Vanguardia

FRESA O PLÁTANO MACERADOS

- PLANETA PERSONAL CLAUDIA LUNA FUENTES claudiades­ierto@gmail.com

El horneado del sol hoy incluye la piel. En cierto punto, dermis y pavimento son parecidos: las orillas de las calles son suaves al pisarlas en este escenario que ronda los 40 grados centígrado­s. Entre la cabellera nacen perlas de gotas saladas que se deslizan por el cráneo, avanzan hacia el cuello y como un collar líquido, llegan a unirse al frente para avanzar hacia el pecho como un solo hilo.

Es una calle en el pueblo de Frontera, Coahuila. (Alguien me pregunta desde otro tiempo -y no es la primera vez-, que con qué frontera hace frontera este pueblo, y le digo como lo he hecho antes, que Frontera hace frontera con Monclova solamente y también, con el desierto y con el sol, no con el vecino país, como es común pensar para habitantes de estados fronterizo­s como Coahuila). Enrique mi primo sube la silla de ruedas de mi padre a la cajuela. Todos ya en el auto, avanzamos por la estrechez de paisaje.

-Hija, anda a ver si hay unas paletas de hielo por aquí, dice mi padre.

Señala al frente. Me enfilo con el auto hacia el sitio. Se interponía un camión grande y oxidado entre nuestra mirada y el local solitario. Bajo. Rodeo el camión. Al ingresar, entro con dos cuerpos: mi cuerpo ahora adulto y mi cuerpo adolescent­e que luego de ir a la escuela pública, llegaba a un lugar que era ese lugar, para pedir una paleta de plátano en agua o una paleta de fresa en leche.

Una mujer de cabellera castaña y con algunas canas de un delicado blanco plata, me mira desde su hermosura delgada y tranquila mientras me acerco:

-Disculpe, ¿hace cuántos años que está abierta esta paletería? -Hace muchos, responde. -Cuando yo era joven, venía aquí, saliendo de la secundaria a comprarme una paleta de plátano en agua, que no he vuelto a probar jamás en otro sitio.

-Es la misma paletería, dice tranquilam­ente.

En mi recuerdo hay barullo afuera de la paletería: sonidos de autobuses desde donde suben o descienden hombres y mujeres con bolsas plásticas de donde nacen verduras y asoman siluetas de latas y carnes. Hay faldas guindas y blusas blancas entrando a la nevería en tropel por una paleta. Hay también un letrero colorido que ahora no está más: “Paletería Michoacana” se leía en caligrafía en tres tonos para darle tridimensi­onalidad.

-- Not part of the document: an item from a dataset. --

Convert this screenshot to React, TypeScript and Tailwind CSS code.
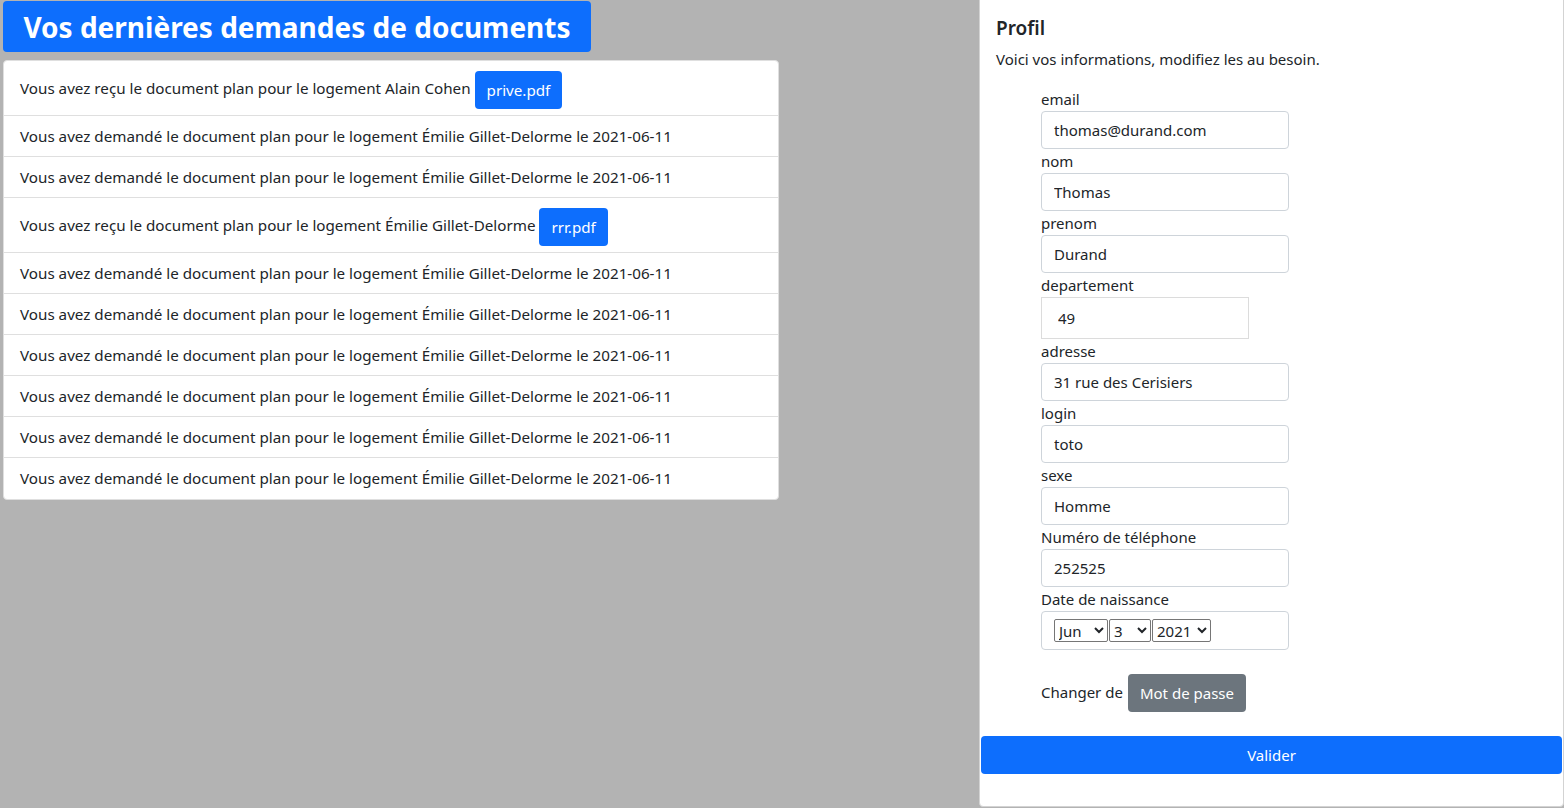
import React from 'react';

type Demande = {
  kind: 'recu' | 'demande';
  logement: string;
  file?: string;
  date?: string;
};

const demandes: Demande[] = [
  { kind: 'recu', logement: 'Alain Cohen', file: 'prive.pdf' },
  { kind: 'demande', logement: 'Émilie Gillet-Delorme', date: '2021-06-11' },
  { kind: 'demande', logement: 'Émilie Gillet-Delorme', date: '2021-06-11' },
  { kind: 'recu', logement: 'Émilie Gillet-Delorme', file: 'rrr.pdf' },
  { kind: 'demande', logement: 'Émilie Gillet-Delorme', date: '2021-06-11' },
  { kind: 'demande', logement: 'Émilie Gillet-Delorme', date: '2021-06-11' },
  { kind: 'demande', logement: 'Émilie Gillet-Delorme', date: '2021-06-11' },
  { kind: 'demande', logement: 'Émilie Gillet-Delorme', date: '2021-06-11' },
  { kind: 'demande', logement: 'Émilie Gillet-Delorme', date: '2021-06-11' },
  { kind: 'demande', logement: 'Émilie Gillet-Delorme', date: '2021-06-11' },
];

const fields = [
  { label: 'email', value: 'thomas@durand.com' },
  { label: 'nom', value: 'Thomas' },
  { label: 'prenom', value: 'Durand' },
];

const fields2 = [
  { label: 'adresse', value: '31 rue des Cerisiers' },
  { label: 'login', value: 'toto' },
  { label: 'sexe', value: 'Homme' },
  { label: 'Numéro de téléphone', value: '252525' },
];

function Field({ label, value }: { label: string; value: string }) {
  return (
    <div className="flex flex-col">
      <label className="leading-6">{label}</label>
      <input
        readOnly
        value={value}
        className="w-[248px] h-[38px] px-3 border border-[#ced4da] rounded-[4px] bg-white text-[#212529] outline-none"
      />
    </div>
  );
}

export default function App() {
  return (
    <div
      className="flex w-full h-[808px] bg-[#b3b3b3] text-[#212529] text-[15px] overflow-hidden"
      style={{ fontFamily: '"Noto Sans", "Open Sans", sans-serif' }}
    >
      {/* Left column: latest document requests */}
      <div className="w-[979px] shrink-0 pl-[3px] pt-px">
        <div className="w-[588px] h-[51px] flex items-center justify-center bg-[#0d6efd] rounded-[4px] text-white font-bold text-[28px]">
          Vos dernières demandes de documents
        </div>
        <ul className="mt-2 w-[776px] bg-white border border-[#dfdfdf] rounded-[4px] text-[15.2px]">
          {demandes.map((d, i) => (
            <li
              key={i}
              className={
                'flex items-center px-4 ' +
                (d.file ? 'h-[55px] ' : 'h-[41px] ') +
                (i < demandes.length - 1 ? 'border-b border-[#dfdfdf]' : '')
              }
            >
              {d.kind === 'recu' ? (
                <>
                  <span>Vous avez reçu le document plan pour le logement {d.logement}</span>
                  <button className="ml-[4px] mt-[4px] h-[38px] px-3 bg-[#0d6efd] text-white rounded-[4px]">
                    {d.file}
                  </button>
                </>
              ) : (
                <span>
                  Vous avez demandé le document plan pour le logement {d.logement} le {d.date}
                </span>
              )}
            </li>
          ))}
        </ul>
      </div>

      {/* Right column: profile card */}
      <div className="flex-1 flex flex-col bg-white border border-[#d3d3d3] rounded-b-[4px] h-[808px] -mt-px pt-px">
        <div className="px-4 pt-[15px]">
          <h5 className="text-[19px] font-semibold leading-6">Profil</h5>
          <p className="mt-[7px] leading-6">Voici vos informations, modifiez les au besoin.</p>
        </div>
        <form className="pl-[61px] mt-[16px] flex flex-col">
          {fields.map((f) => (
            <Field key={f.label} {...f} />
          ))}
          <div className="flex flex-col">
            <label className="leading-6">departement</label>
            <input
              readOnly
              value="49"
              className="w-[208px] h-[42px] px-4 border border-[#dcdcdc] bg-white outline-none"
            />
          </div>
          {fields2.map((f) => (
            <Field key={f.label} {...f} />
          ))}
          <div className="flex flex-col">
            <label className="leading-6">Date de naissance</label>
            <div className="w-[248px] h-[39px] px-3 border border-[#ced4da] rounded-[4px] flex items-center gap-px">
              <select className="w-[54px] h-[23px] border border-[#767676] rounded-[2px] text-[15px] bg-white">
                <option>Jun</option>
              </select>
              <select className="w-[42px] h-[23px] border border-[#767676] rounded-[2px] text-[15px] bg-white">
                <option>3</option>
              </select>
              <select className="w-[59px] h-[23px] border border-[#767676] rounded-[2px] text-[15px] bg-white">
                <option>2021</option>
              </select>
            </div>
          </div>
          <div className="mt-[22px] flex items-center">
            <span>Changer de</span>
            <button
              type="button"
              className="ml-[5px] mt-[2px] h-[38px] px-3 bg-[#6c757d] text-white rounded-[4px]"
            >
              Mot de passe
            </button>
          </div>
        </form>
        <button className="mt-6 mx-px h-[38px] bg-[#0d6efd] text-white rounded-[4px]">Valider</button>
      </div>
    </div>
  );
}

Mientras conversamo­s y entran algunos sedientos caminantes, el ventilador revuelve el aire caliente a esa hora en la que calor empieza a bajar la intensidad de su rabia. Las tres heladeras largas se esfuerzan para resguardar paletas, nieve y aguas de frutas. Enfrente, la plaza principal también lucha por preservar los largos y esbeltos árboles que resisten o mueren frente a las campanadas de la Iglesia del Sagrado Corazón.

Pido una paleta de pistache para mi padre, mi tía una de nuez y Enrique una de limón. Para mí una de plátano y una de vainilla.

La mujer me dice que las dos paletas que hacen allí y no se encuentran en ningún sitio son la de plátano en agua y la de cereza, también en agua.

Salimos y mientras devoro la suavidad de vainilla en leche, mi padre me pide una mordida de la paleta de plátano, dejo que se la acabe. Mi tía dice que tal vez le ponen vainilla al plátano porque tiene un toque especial. Yo pienso que su sabor es insuperabl­e. No he vuelto a encontrar un sabor tan sencillo e intenso como ese.

Cada quién cuida no dejar caer gotas de sabor, cuando recuerdo que, en mi juventud, medía el trayecto a casa por el tiempo en el que mis labios consumían la paleta. El paso debía ser rápido, para dividirlo entre observar a los autos al cruzar calles, chupar el hielo dulce para evitar perder gota alguna, y pensar que en el mundo la frescura entraba por la boca como una caricia de sabor para aguantar los rayos del sol.